Why You Might Prefer A Bridge Camera
1. Because you’re a casual photographer or may be traveling a lot and don’t want to be burdened by multiple lenses; yet you still want to have a quality camera that can take pretty decent photos. Bridge Cameras, particular those with lens systems that offer a variety of zoom ranges, from wide angle to telephoto, are great, because you can take with you a decent range of lenses in a single camera. Camera’s like the Panasonic FZ1000 and Sony’s RX10 offer DSLR-like performance and image creating technology in an all-in-one package.
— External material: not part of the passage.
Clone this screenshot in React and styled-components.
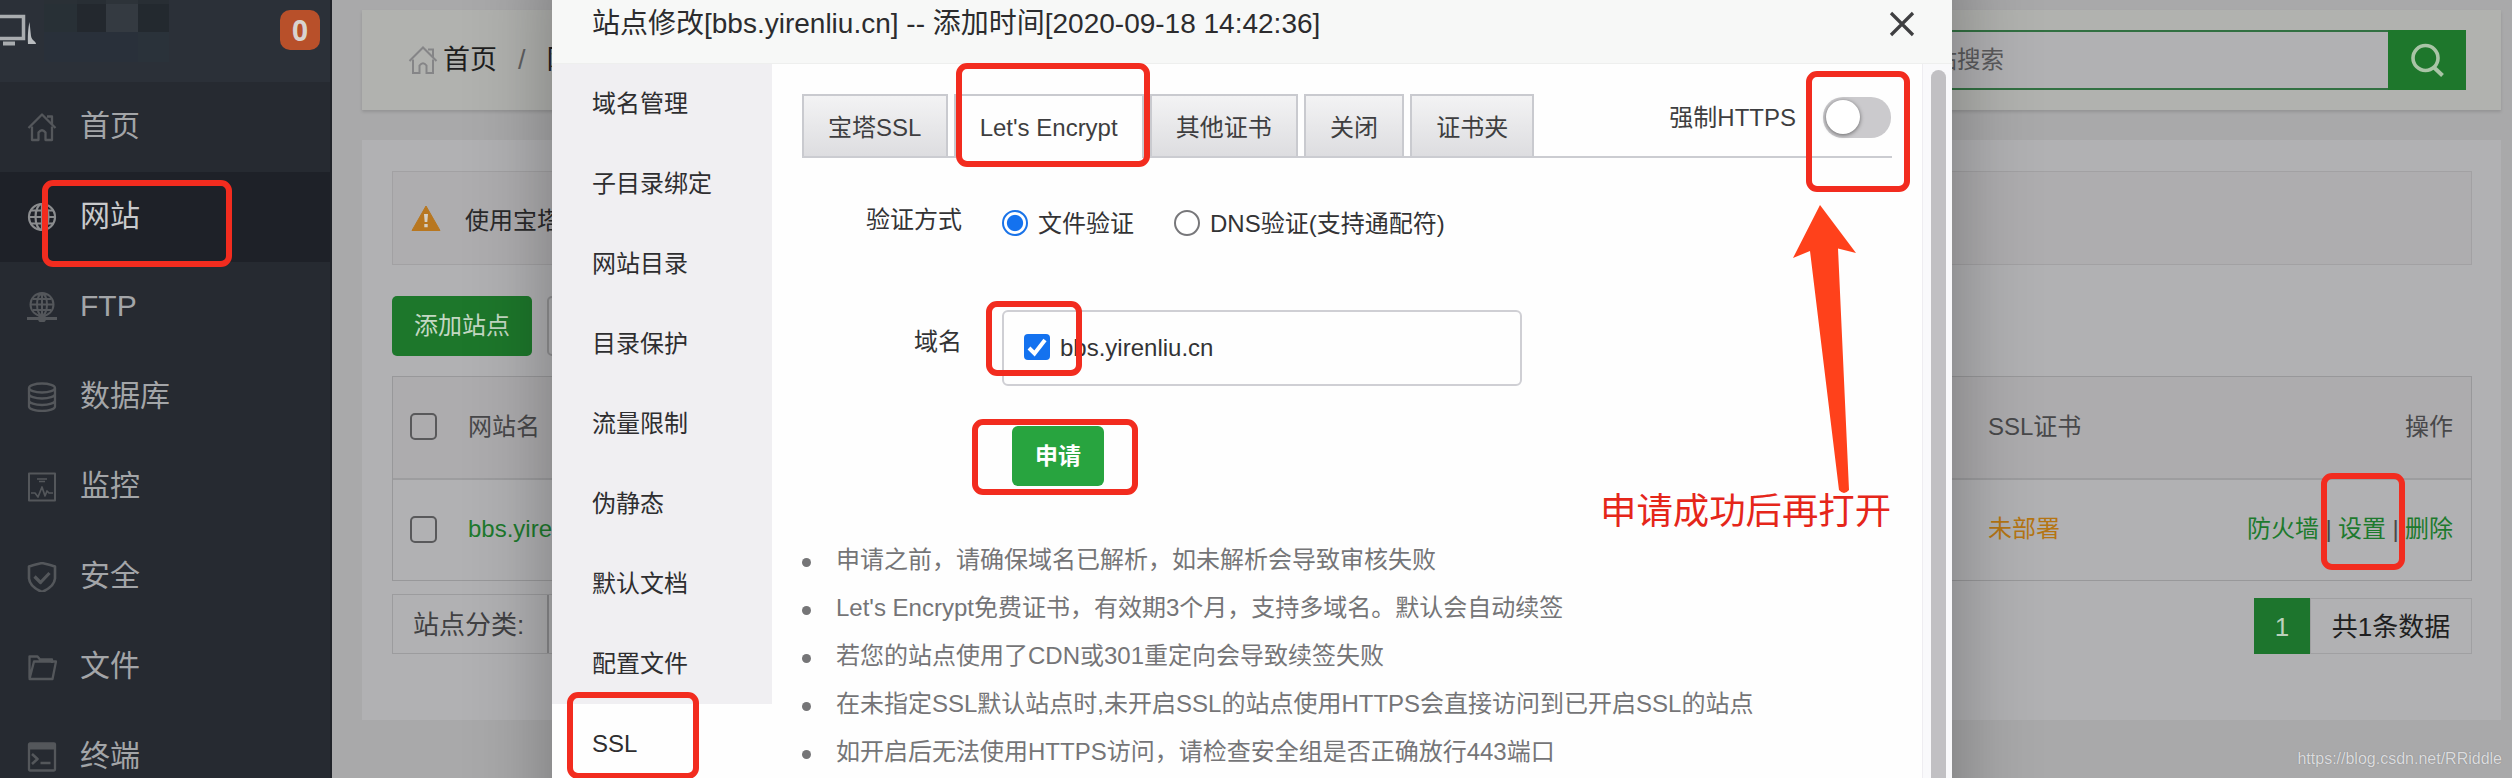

This is really the sole, main reason to purchase a Bridge Camera – the convenience of not having to fuss about extra lenses, yet still having a sophisticated image creation machine to take high quality photos. Even as camera technology advances, the FZ1000 will still be a very good, high end camera for the keen photographer. In early 2016, I had another look at the price of this camera, and discovered you can get one brand new for under £500 (US$720, approx.); these good quality cameras are becoming ever more affordable.